[Given data]
**********

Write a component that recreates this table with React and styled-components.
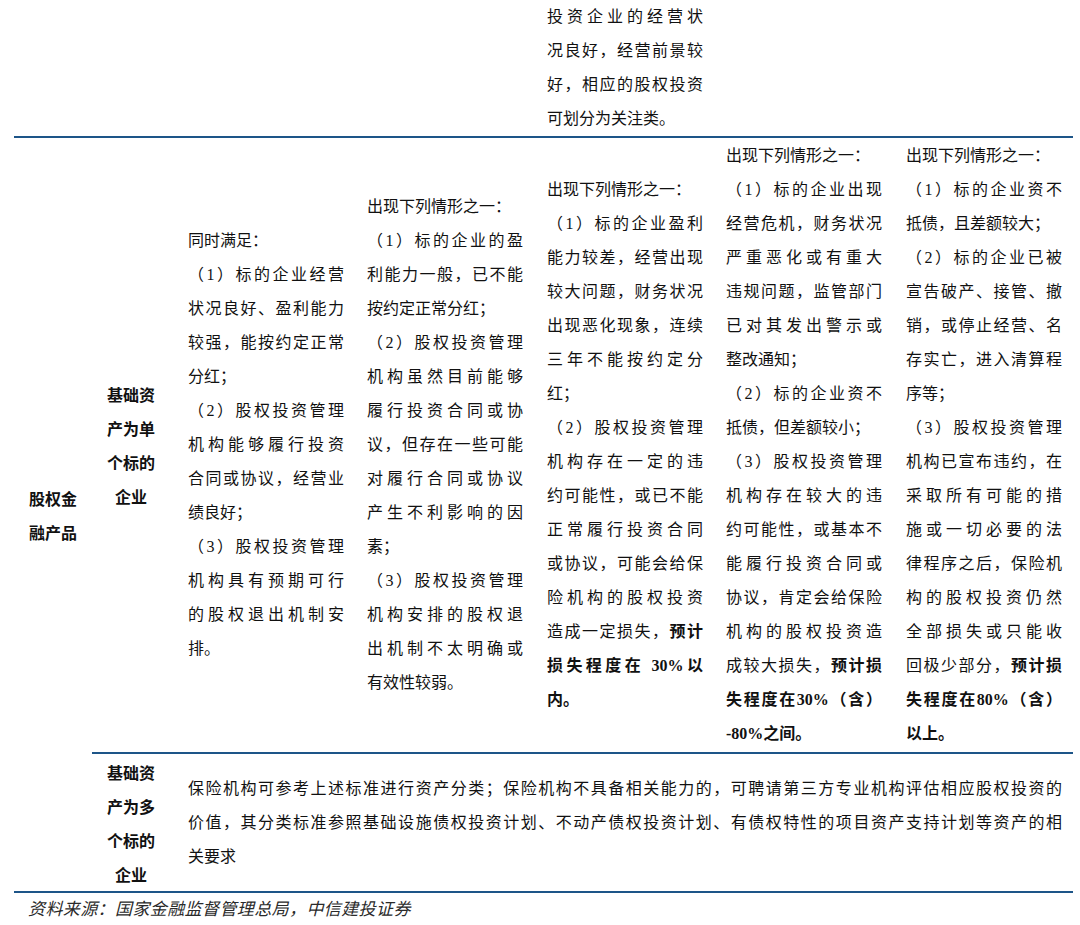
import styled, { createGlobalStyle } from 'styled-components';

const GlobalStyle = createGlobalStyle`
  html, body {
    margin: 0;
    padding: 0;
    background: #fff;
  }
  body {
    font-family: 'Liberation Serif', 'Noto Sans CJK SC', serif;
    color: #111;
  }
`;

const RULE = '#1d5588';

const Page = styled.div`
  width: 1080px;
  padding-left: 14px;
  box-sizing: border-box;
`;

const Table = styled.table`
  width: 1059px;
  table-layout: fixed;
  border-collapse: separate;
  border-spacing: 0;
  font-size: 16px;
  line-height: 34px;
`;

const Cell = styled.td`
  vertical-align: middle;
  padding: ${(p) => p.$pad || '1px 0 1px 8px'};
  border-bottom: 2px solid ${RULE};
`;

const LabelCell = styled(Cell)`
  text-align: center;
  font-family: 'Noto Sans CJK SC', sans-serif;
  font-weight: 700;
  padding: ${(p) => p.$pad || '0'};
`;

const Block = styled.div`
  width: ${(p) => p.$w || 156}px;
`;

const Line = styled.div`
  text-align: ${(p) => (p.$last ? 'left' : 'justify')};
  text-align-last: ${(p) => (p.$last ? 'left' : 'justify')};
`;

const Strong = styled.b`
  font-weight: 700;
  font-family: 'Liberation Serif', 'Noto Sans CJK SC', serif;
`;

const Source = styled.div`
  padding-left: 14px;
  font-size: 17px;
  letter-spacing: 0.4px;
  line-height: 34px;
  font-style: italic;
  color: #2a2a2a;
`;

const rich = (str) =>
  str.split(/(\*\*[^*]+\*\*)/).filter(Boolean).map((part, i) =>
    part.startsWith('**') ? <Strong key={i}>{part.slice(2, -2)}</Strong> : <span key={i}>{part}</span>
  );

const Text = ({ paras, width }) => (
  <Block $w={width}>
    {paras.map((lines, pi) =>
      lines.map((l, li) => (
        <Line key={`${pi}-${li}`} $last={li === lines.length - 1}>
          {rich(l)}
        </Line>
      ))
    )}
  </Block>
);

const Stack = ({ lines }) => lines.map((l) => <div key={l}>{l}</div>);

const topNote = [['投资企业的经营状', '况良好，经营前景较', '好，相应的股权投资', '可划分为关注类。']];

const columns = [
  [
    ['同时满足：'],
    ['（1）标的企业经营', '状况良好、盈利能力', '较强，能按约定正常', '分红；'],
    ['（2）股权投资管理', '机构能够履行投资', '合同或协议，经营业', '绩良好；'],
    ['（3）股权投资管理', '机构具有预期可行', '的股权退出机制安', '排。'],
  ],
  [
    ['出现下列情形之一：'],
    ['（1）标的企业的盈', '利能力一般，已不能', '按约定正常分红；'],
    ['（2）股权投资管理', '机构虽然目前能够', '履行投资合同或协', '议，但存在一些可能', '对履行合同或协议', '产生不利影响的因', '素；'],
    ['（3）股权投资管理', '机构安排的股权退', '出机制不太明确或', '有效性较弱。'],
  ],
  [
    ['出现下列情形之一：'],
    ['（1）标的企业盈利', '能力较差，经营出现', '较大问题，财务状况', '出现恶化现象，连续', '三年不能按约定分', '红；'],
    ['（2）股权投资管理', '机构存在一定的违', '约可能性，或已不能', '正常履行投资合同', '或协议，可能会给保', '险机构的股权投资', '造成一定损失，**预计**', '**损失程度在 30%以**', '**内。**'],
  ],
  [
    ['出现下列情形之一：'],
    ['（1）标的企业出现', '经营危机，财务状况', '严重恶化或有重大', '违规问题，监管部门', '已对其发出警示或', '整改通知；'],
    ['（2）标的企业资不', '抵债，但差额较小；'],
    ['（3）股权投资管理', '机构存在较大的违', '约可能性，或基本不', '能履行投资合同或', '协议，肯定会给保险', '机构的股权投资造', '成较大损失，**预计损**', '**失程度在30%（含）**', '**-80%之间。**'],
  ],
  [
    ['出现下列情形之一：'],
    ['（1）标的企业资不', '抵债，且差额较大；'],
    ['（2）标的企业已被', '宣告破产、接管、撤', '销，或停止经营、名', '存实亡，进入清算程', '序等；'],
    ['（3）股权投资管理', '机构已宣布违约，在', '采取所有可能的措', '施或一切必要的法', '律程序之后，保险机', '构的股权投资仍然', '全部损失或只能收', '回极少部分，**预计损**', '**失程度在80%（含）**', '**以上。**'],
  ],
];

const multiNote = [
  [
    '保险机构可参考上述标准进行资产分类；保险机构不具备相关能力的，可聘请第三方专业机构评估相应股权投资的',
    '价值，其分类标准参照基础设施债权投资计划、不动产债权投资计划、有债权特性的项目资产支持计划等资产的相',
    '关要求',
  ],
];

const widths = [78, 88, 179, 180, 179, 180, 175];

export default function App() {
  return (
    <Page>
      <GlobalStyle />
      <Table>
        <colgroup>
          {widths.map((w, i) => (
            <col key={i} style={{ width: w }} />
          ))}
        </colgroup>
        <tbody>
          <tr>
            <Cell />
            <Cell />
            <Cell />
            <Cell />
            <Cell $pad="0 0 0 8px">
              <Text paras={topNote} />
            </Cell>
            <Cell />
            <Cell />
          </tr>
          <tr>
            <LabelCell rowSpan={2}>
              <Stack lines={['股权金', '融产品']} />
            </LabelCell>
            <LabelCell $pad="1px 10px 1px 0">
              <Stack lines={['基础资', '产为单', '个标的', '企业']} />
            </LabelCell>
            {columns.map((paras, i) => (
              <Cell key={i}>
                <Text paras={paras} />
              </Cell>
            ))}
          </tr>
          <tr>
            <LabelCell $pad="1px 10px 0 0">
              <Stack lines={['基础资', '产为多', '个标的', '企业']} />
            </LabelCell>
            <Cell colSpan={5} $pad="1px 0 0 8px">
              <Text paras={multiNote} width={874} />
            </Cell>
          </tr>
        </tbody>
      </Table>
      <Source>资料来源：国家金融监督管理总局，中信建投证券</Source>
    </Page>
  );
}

**********

[Task to complete] Go through the listing above and quote it exactly, apart from its images.

[Answer to this exercise]
Write a component that recreates this table with React and styled-components.
import styled, { createGlobalStyle } from 'styled-components';

const GlobalStyle = createGlobalStyle`
  html, body {
    margin: 0;
    padding: 0;
    background: #fff;
  }
  body {
    font-family: 'Liberation Serif', 'Noto Sans CJK SC', serif;
    color: #111;
  }
`;

const RULE = '#1d5588';

const Page = styled.div`
  width: 1080px;
  padding-left: 14px;
  box-sizing: border-box;
`;

const Table = styled.table`
  width: 1059px;
  table-layout: fixed;
  border-collapse: separate;
  border-spacing: 0;
  font-size: 16px;
  line-height: 34px;
`;

const Cell = styled.td`
  vertical-align: middle;
  padding: ${(p) => p.$pad || '1px 0 1px 8px'};
  border-bottom: 2px solid ${RULE};
`;

const LabelCell = styled(Cell)`
  text-align: center;
  font-family: 'Noto Sans CJK SC', sans-serif;
  font-weight: 700;
  padding: ${(p) => p.$pad || '0'};
`;

const Block = styled.div`
  width: ${(p) => p.$w || 156}px;
`;

const Line = styled.div`
  text-align: ${(p) => (p.$last ? 'left' : 'justify')};
  text-align-last: ${(p) => (p.$last ? 'left' : 'justify')};
`;

const Strong = styled.b`
  font-weight: 700;
  font-family: 'Liberation Serif', 'Noto Sans CJK SC', serif;
`;

const Source = styled.div`
  padding-left: 14px;
  font-size: 17px;
  letter-spacing: 0.4px;
  line-height: 34px;
  font-style: italic;
  color: #2a2a2a;
`;

const rich = (str) =>
  str.split(/(\*\*[^*]+\*\*)/).filter(Boolean).map((part, i) =>
    part.startsWith('**') ? <Strong key={i}>{part.slice(2, -2)}</Strong> : <span key={i}>{part}</span>
  );

const Text = ({ paras, width }) => (
  <Block $w={width}>
    {paras.map((lines, pi) =>
      lines.map((l, li) => (
        <Line key={`${pi}-${li}`} $last={li === lines.length - 1}>
          {rich(l)}
        </Line>
      ))
    )}
  </Block>
);

const Stack = ({ lines }) => lines.map((l) => <div key={l}>{l}</div>);

const topNote = [['投资企业的经营状', '况良好，经营前景较', '好，相应的股权投资', '可划分为关注类。']];

const columns = [
  [
    ['同时满足：'],
    ['（1）标的企业经营', '状况良好、盈利能力', '较强，能按约定正常', '分红；'],
    ['（2）股权投资管理', '机构能够履行投资', '合同或协议，经营业', '绩良好；'],
    ['（3）股权投资管理', '机构具有预期可行', '的股权退出机制安', '排。'],
  ],
  [
    ['出现下列情形之一：'],
    ['（1）标的企业的盈', '利能力一般，已不能', '按约定正常分红；'],
    ['（2）股权投资管理', '机构虽然目前能够', '履行投资合同或协', '议，但存在一些可能', '对履行合同或协议', '产生不利影响的因', '素；'],
    ['（3）股权投资管理', '机构安排的股权退', '出机制不太明确或', '有效性较弱。'],
  ],
  [
    ['出现下列情形之一：'],
    ['（1）标的企业盈利', '能力较差，经营出现', '较大问题，财务状况', '出现恶化现象，连续', '三年不能按约定分', '红；'],
    ['（2）股权投资管理', '机构存在一定的违', '约可能性，或已不能', '正常履行投资合同', '或协议，可能会给保', '险机构的股权投资', '造成一定损失，**预计**', '**损失程度在 30%以**', '**内。**'],
  ],
  [
    ['出现下列情形之一：'],
    ['（1）标的企业出现', '经营危机，财务状况', '严重恶化或有重大', '违规问题，监管部门', '已对其发出警示或', '整改通知；'],
    ['（2）标的企业资不', '抵债，但差额较小；'],
    ['（3）股权投资管理', '机构存在较大的违', '约可能性，或基本不', '能履行投资合同或', '协议，肯定会给保险', '机构的股权投资造', '成较大损失，**预计损**', '**失程度在30%（含）**', '**-80%之间。**'],
  ],
  [
    ['出现下列情形之一：'],
    ['（1）标的企业资不', '抵债，且差额较大；'],
    ['（2）标的企业已被', '宣告破产、接管、撤', '销，或停止经营、名', '存实亡，进入清算程', '序等；'],
    ['（3）股权投资管理', '机构已宣布违约，在', '采取所有可能的措', '施或一切必要的法', '律程序之后，保险机', '构的股权投资仍然', '全部损失或只能收', '回极少部分，**预计损**', '**失程度在80%（含）**', '**以上。**'],
  ],
];

const multiNote = [
  [
    '保险机构可参考上述标准进行资产分类；保险机构不具备相关能力的，可聘请第三方专业机构评估相应股权投资的',
    '价值，其分类标准参照基础设施债权投资计划、不动产债权投资计划、有债权特性的项目资产支持计划等资产的相',
    '关要求',
  ],
];

const widths = [78, 88, 179, 180, 179, 180, 175];

export default function App() {
  return (
    <Page>
      <GlobalStyle />
      <Table>
        <colgroup>
          {widths.map((w, i) => (
            <col key={i} style={{ width: w }} />
          ))}
        </colgroup>
        <tbody>
          <tr>
            <Cell />
            <Cell />
            <Cell />
            <Cell />
            <Cell $pad="0 0 0 8px">
              <Text paras={topNote} />
            </Cell>
            <Cell />
            <Cell />
          </tr>
          <tr>
            <LabelCell rowSpan={2}>
              <Stack lines={['股权金', '融产品']} />
            </LabelCell>
            <LabelCell $pad="1px 10px 1px 0">
              <Stack lines={['基础资', '产为单', '个标的', '企业']} />
            </LabelCell>
            {columns.map((paras, i) => (
              <Cell key={i}>
                <Text paras={paras} />
              </Cell>
            ))}
          </tr>
          <tr>
            <LabelCell $pad="1px 10px 0 0">
              <Stack lines={['基础资', '产为多', '个标的', '企业']} />
            </LabelCell>
            <Cell colSpan={5} $pad="1px 0 0 8px">
              <Text paras={multiNote} width={874} />
            </Cell>
          </tr>
        </tbody>
      </Table>
      <Source>资料来源：国家金融监督管理总局，中信建投证券</Source>
    </Page>
  );
}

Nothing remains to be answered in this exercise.